I didn’t say anything. Then after a long time, I said, “I wouldn’t
eat
people.”

He shrugged. “You never know. They might taste good. Jeffrey Dahmer thought so. He was like you. He was antisocial. But he dated people. He liked them. Then he ate them.”

I was quiet for another several seconds. “That’s stupid.”

“What is?”

“Eating your girlfriend.”

Dave laughed. “Well,” he said. “You’ll never know.”

“Why?”

“Because of how you are. No boys will ever date you. I’m pretty much the only person who’ll ever love you.”

“How come?”

“How come what? How come I love you?” He held the ball out and tried to spin it on a finger. It fell and he caught it, hugged it to his stomach. Looked over at me under a fall of dark hair. “Because I can. No one else can. But me, it doesn’t gross me out that you might someday eat people. See what I mean?”

I laughed. “Okay. So, what would people taste like?”

“Maybe like chicken, only stringier.”

I grinned. “Oh, and maybe a fat person tastes like bacon.”

“Maybe,” he said. “I think it would be tangier. Like that venison we had that time that Uncle Randy killed the deer. Remember when we ate that deer?”

“Yeah. But why would a person taste like that?”

He shrugged. Seemed to lose interest in the conversation.

I shook my head and opened my book again.

He rolled the ball restlessly over his legs. Then he stood up and bounced the ball at me, but I was ready and I pulled my book up and the ball bounced off harmlessly.

“I’m going to go invent the cure for cancer and take over Mesopotamia,” he said. “You okay with waiting here?”

“Whatever.”

He went off dribbling and weaving around the ball, graceful as a professional player. I turned a page and went back to reading.

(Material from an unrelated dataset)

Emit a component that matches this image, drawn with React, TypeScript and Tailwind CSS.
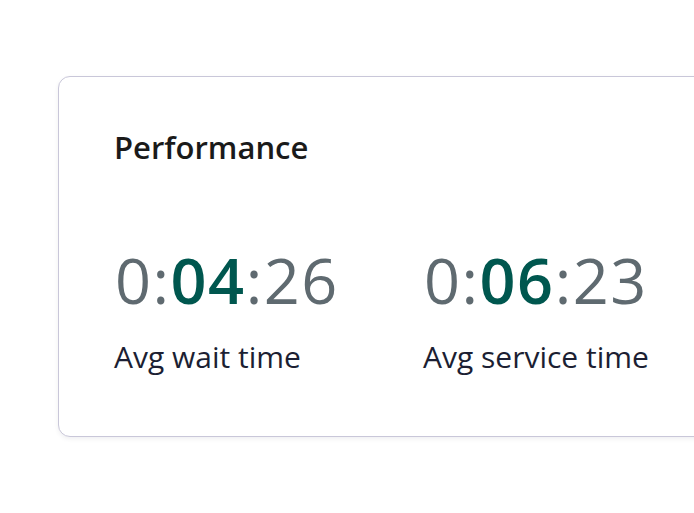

At that age, I didn’t know there were limits. Things I would only ever be able to dream of. At that age, Dave was still able to make me believe that no bogeyman of children’s nightmares was beyond my capacity to become. In any event, Dave never mentioned that Jeffrey Dahmer was murdered in a high-security prison. I found that out when I was older, when I realized that human laws would keep me moral, if only because I could never survive in a prison.

I rock back and forth and wonder if there is any way to halt this process, or if I am fated to complete the transformation, if I am some murderous chrysalis, a nightmare creature struggling against human bondage towards an inexorable and terrible freedom.

Aidan bangs into my room.

“Mickey! What have you done? Is this — is this
blood
?”

I’m sitting in the corner of my bedroom with knees hugged against my chest.

“Hey! You’ve got to answer me, okay? I’ve
got
to know why my knife’s got blood on it, why it was lying there rusting away in the sink.”